Take a walk on the wild side with this striking home designed to maximise views of its well-established bush surrounds
For this family of five, creating a home where they could make lasting memories was of utmost importance to both the client and Aspect Designs. But they didn’t want to do it just anywhere. A good location was key, and luckily for Steven, his wife and their three young boys they found this magnificent plot in Sydney’s north which provided something to write home about.
At first glance, though, the site wasn’t exactly ideal. It features steep bushland, lots of rock ledges and a 12m cross fall over the build area, which meant water and gradient issues. But, as it turns out, these challenges also presented an opportunity to give the home something special and the owners wanted to use this as a springboard to work from.
“The uniqueness of this project was to create a design to utilise the slope of the land,” explains Steven De Pasquale, the owner and builder of this beautiful home. Steven worked closely with Aspect Designs who provided their expert design services to manage this masterpiece. “The upper floor level was designed to be 17m above the street, providing sweeping views across bushland and the national park,” explains Steven. “Each room was designed to capture the view of the bush. Being so high, the effect appears as though you’re floating in the trees.”
To capitalise on these natural views, Aspect Designs worked the use of glass into the design wherever possible.

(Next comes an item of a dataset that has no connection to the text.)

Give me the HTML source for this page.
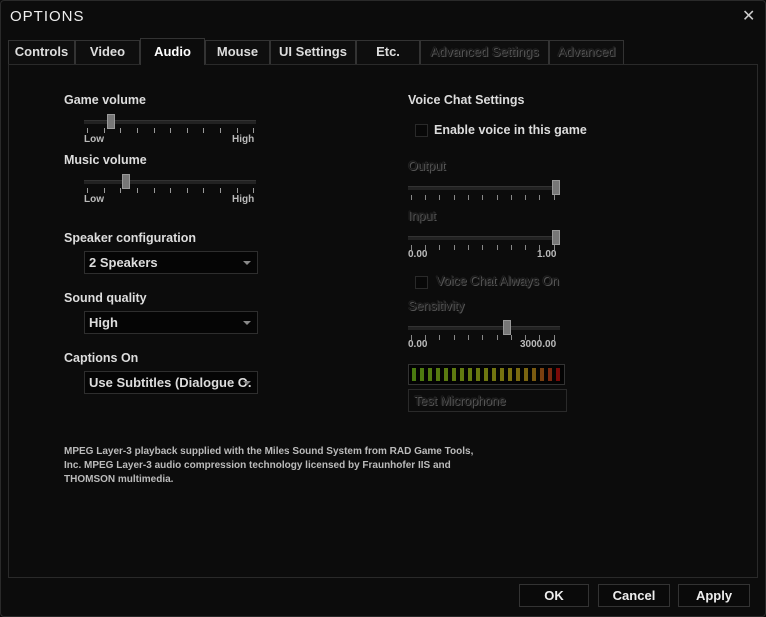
<!DOCTYPE html><html><head><style>
body{margin:0;width:766px;height:617px;background:#0b0b0b;overflow:hidden;font-family:"Liberation Sans",sans-serif;color:#e6e6e6;position:relative}
.a{position:absolute}
.win{left:0;top:0;width:764px;height:615px;border:1px solid #2a2a2a;border-radius:4px;background:#0c0c0c}
.tab{position:absolute;top:40px;height:24px;border:1px solid #333;border-bottom:none;box-sizing:border-box;font-size:13px;font-weight:bold;text-align:center;line-height:22px;color:#ddd;background:#0e0e0e}
.lbl{position:absolute;font-size:12.5px;font-weight:bold;color:#ddd;white-space:nowrap}
.sm{position:absolute;font-size:10px;font-weight:bold;color:#bbb}
.dis{color:#151515 !important;text-shadow:0 0 1px #666,1px 1px 0 #555;font-weight:normal}
.track{position:absolute;height:3px;background:#222;border-top:1px solid #333}
.thumb{position:absolute;width:8px;height:15px;background:#777;border:1px solid #999;box-sizing:border-box}
.dd{position:absolute;left:84px;width:174px;height:23px;border:1px solid #2e2e2e;box-sizing:border-box;background:#050505;font-size:13px;font-weight:bold;line-height:21px;padding-left:4px;color:#ddd;white-space:nowrap;overflow:hidden}
.dd:after{content:"";position:absolute;right:6px;top:9px;border:4px solid transparent;border-top:4px solid #888;border-bottom:none}
.btn{position:absolute;top:584px;height:23px;border:1px solid #333;box-sizing:border-box;background:#0a0a0a;font-size:13px;font-weight:bold;text-align:center;line-height:21px;color:#eee}
.cb{position:absolute;width:11px;height:11px;border:1px solid #2a2a2a;background:#080808}
</style></head><body>
<div class="a win"></div>
<div class="a" style="left:10px;top:8px;font-size:15px;letter-spacing:1px;color:#eee">OPTIONS</div>
<div class="a" style="left:742px;top:6px;font-size:16px;color:#ccc">✕</div>
<div class="a" style="left:8px;top:64px;width:750px;height:514px;border:1px solid #2a2a2a;box-sizing:border-box"></div>
<div class="tab" style="left:8px;width:67px">Controls</div>
<div class="tab" style="left:75px;width:65px">Video</div>
<div class="tab" style="left:140px;width:65px;top:38px;height:27px;background:#0c0c0c;color:#fff;line-height:26px">Audio</div>
<div class="tab" style="left:205px;width:65px">Mouse</div>
<div class="tab" style="left:270px;width:86px">UI Settings</div>
<div class="tab" style="left:356px;width:64px">Etc.</div>
<div class="tab dis" style="left:420px;width:129px">Advanced Settings</div>
<div class="tab dis" style="left:549px;width:75px">Advanced</div>

<div class="lbl" style="left:64px;top:93px">Game volume</div>
<div class="track" style="left:84px;top:120px;width:172px"></div>
<div class="thumb" style="left:107px;top:114px"></div>
<svg class="a" style="left:84px;top:128px" width="174" height="6"><g stroke="#999" stroke-width="1"><path d="M3.5 0v5M20.5 0v5M36.5 0v5M53.5 0v5M70.5 0v5M86.5 0v5M103.5 0v5M119.5 0v5M136.5 0v5M153.5 0v5M169.5 0v5"/></g></svg>
<div class="sm" style="left:84px;top:134px">Low</div><div class="sm" style="left:232px;top:134px">High</div>

<div class="lbl" style="left:64px;top:153px">Music volume</div>
<div class="track" style="left:84px;top:180px;width:172px"></div>
<div class="thumb" style="left:122px;top:174px"></div>
<svg class="a" style="left:84px;top:188px" width="174" height="6"><g stroke="#999"><path d="M3.5 0v5M20.5 0v5M36.5 0v5M53.5 0v5M70.5 0v5M86.5 0v5M103.5 0v5M119.5 0v5M136.5 0v5M153.5 0v5M169.5 0v5"/></g></svg>
<div class="sm" style="left:84px;top:194px">Low</div><div class="sm" style="left:232px;top:194px">High</div>

<div class="lbl" style="left:64px;top:231px">Speaker configuration</div>
<div class="dd" style="top:251px">2 Speakers</div>
<div class="lbl" style="left:64px;top:291px">Sound quality</div>
<div class="dd" style="top:311px">High</div>
<div class="lbl" style="left:64px;top:351px">Captions On</div>
<div class="dd" style="top:371px">Use Subtitles (Dialogue O.</div>

<div class="lbl" style="left:408px;top:93px">Voice Chat Settings</div>
<div class="cb" style="left:415px;top:124px"></div>
<div class="lbl" style="left:434px;top:123px">Enable voice in this game</div>
<div class="lbl dis" style="left:408px;top:159px">Output</div>
<div class="track" style="left:408px;top:186px;width:152px"></div>
<div class="thumb" style="left:552px;top:180px"></div>
<svg class="a" style="left:408px;top:195px" width="156" height="6"><g stroke="#888"><path d="M3.5 0v5M17.5 0v5M31.5 0v5M46.5 0v5M60.5 0v5M74.5 0v5M89.5 0v5M103.5 0v5M117.5 0v5M131.5 0v5M146.5 0v5"/></g></svg>
<div class="lbl dis" style="left:408px;top:209px">Input</div>
<div class="track" style="left:408px;top:236px;width:152px"></div>
<div class="thumb" style="left:552px;top:230px"></div>
<svg class="a" style="left:408px;top:245px" width="156" height="6"><g stroke="#888"><path d="M3.5 0v5M17.5 0v5M31.5 0v5M46.5 0v5M60.5 0v5M74.5 0v5M89.5 0v5M103.5 0v5M117.5 0v5M131.5 0v5M146.5 0v5"/></g></svg>
<div class="sm" style="left:408px;top:249px">0.00</div><div class="sm" style="left:537px;top:249px">1.00</div>
<div class="cb" style="left:415px;top:276px"></div>
<div class="lbl dis" style="left:436px;top:274px">Voice Chat Always On</div>
<div class="lbl dis" style="left:408px;top:299px">Sensitivity</div>
<div class="track" style="left:408px;top:326px;width:152px"></div>
<div class="thumb" style="left:503px;top:320px"></div>
<svg class="a" style="left:408px;top:335px" width="156" height="6"><g stroke="#888"><path d="M3.5 0v5M17.5 0v5M31.5 0v5M46.5 0v5M60.5 0v5M74.5 0v5M89.5 0v5M103.5 0v5M117.5 0v5M131.5 0v5M146.5 0v5"/></g></svg>
<div class="sm" style="left:408px;top:339px">0.00</div><div class="sm" style="left:520px;top:339px">3000.00</div>
<svg class="a" style="left:408px;top:364px" width="157" height="21"><rect x="0.5" y="0.5" width="156" height="20" fill="#030303" stroke="#333"/>
<g>
<rect x="4" y="4" width="4" height="13" fill="#4a7a10"/><rect x="12" y="4" width="4" height="13" fill="#4e7a10"/><rect x="20" y="4" width="4" height="13" fill="#537a10"/><rect x="28" y="4" width="4" height="13" fill="#567a10"/><rect x="36" y="4" width="4" height="13" fill="#5a7a10"/><rect x="44" y="4" width="4" height="13" fill="#5e7a10"/><rect x="52" y="4" width="4" height="13" fill="#627a10"/><rect x="60" y="4" width="4" height="13" fill="#667a10"/><rect x="68" y="4" width="4" height="13" fill="#6a7810"/><rect x="76" y="4" width="4" height="13" fill="#6e7610"/><rect x="84" y="4" width="4" height="13" fill="#727410"/><rect x="92" y="4" width="4" height="13" fill="#767210"/><rect x="100" y="4" width="4" height="13" fill="#7a7010"/><rect x="108" y="4" width="4" height="13" fill="#7a6a10"/><rect x="116" y="4" width="4" height="13" fill="#7a6410"/><rect x="124" y="4" width="4" height="13" fill="#7a5a10"/><rect x="132" y="4" width="4" height="13" fill="#7a4010"/><rect x="140" y="4" width="4" height="13" fill="#7a2a10"/><rect x="148" y="4" width="4" height="13" fill="#7a0a08"/>
</g></svg>
<div class="a" style="left:408px;top:389px;width:159px;height:23px;border:1px solid #2a2a2a;box-sizing:border-box"></div>
<div class="lbl dis" style="left:414px;top:394px">Test Microphone</div>

<div class="a" style="left:64px;top:445px;font-size:10px;font-weight:bold;color:#bbb;line-height:14px;width:440px">MPEG Layer-3 playback supplied with the Miles Sound System from RAD Game Tools,<br>Inc. MPEG Layer-3 audio compression technology licensed by Fraunhofer IIS and<br>THOMSON multimedia.</div>

<div class="btn" style="left:519px;width:70px">OK</div>
<div class="btn" style="left:598px;width:72px">Cancel</div>
<div class="btn" style="left:678px;width:72px">Apply</div>
</body></html>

In fact, approximately 300sqm of it across the whole project. “To capture the view, the design incorporates seamless glass with silicone joints over nine metres in parts,” says Steven. Large open, sweeping voids and floor-to-ceiling glass windows, doors and walls give the home a magnificent connection to the surrounding natural bushland and vistas beyond.
As you can imagine, getting 300sqm of delicate glass onto a steep site with challenging rock ledges and gradient issues was no easy feat. The site was also thick with vegetation and large trees, making transportation of large beams and columns across the site a challenge. Aspect Designs had to think outside the box and get creative with how they planned the design of this plot. “The most memorable moments are having a 45-tonne crane set up on the driveway manoeuvring 12m steel portal frames across the site,” says Steven. “Also, craning the plunge pool in place between five-metre glazing and the external walls, with only centimetres to spare.”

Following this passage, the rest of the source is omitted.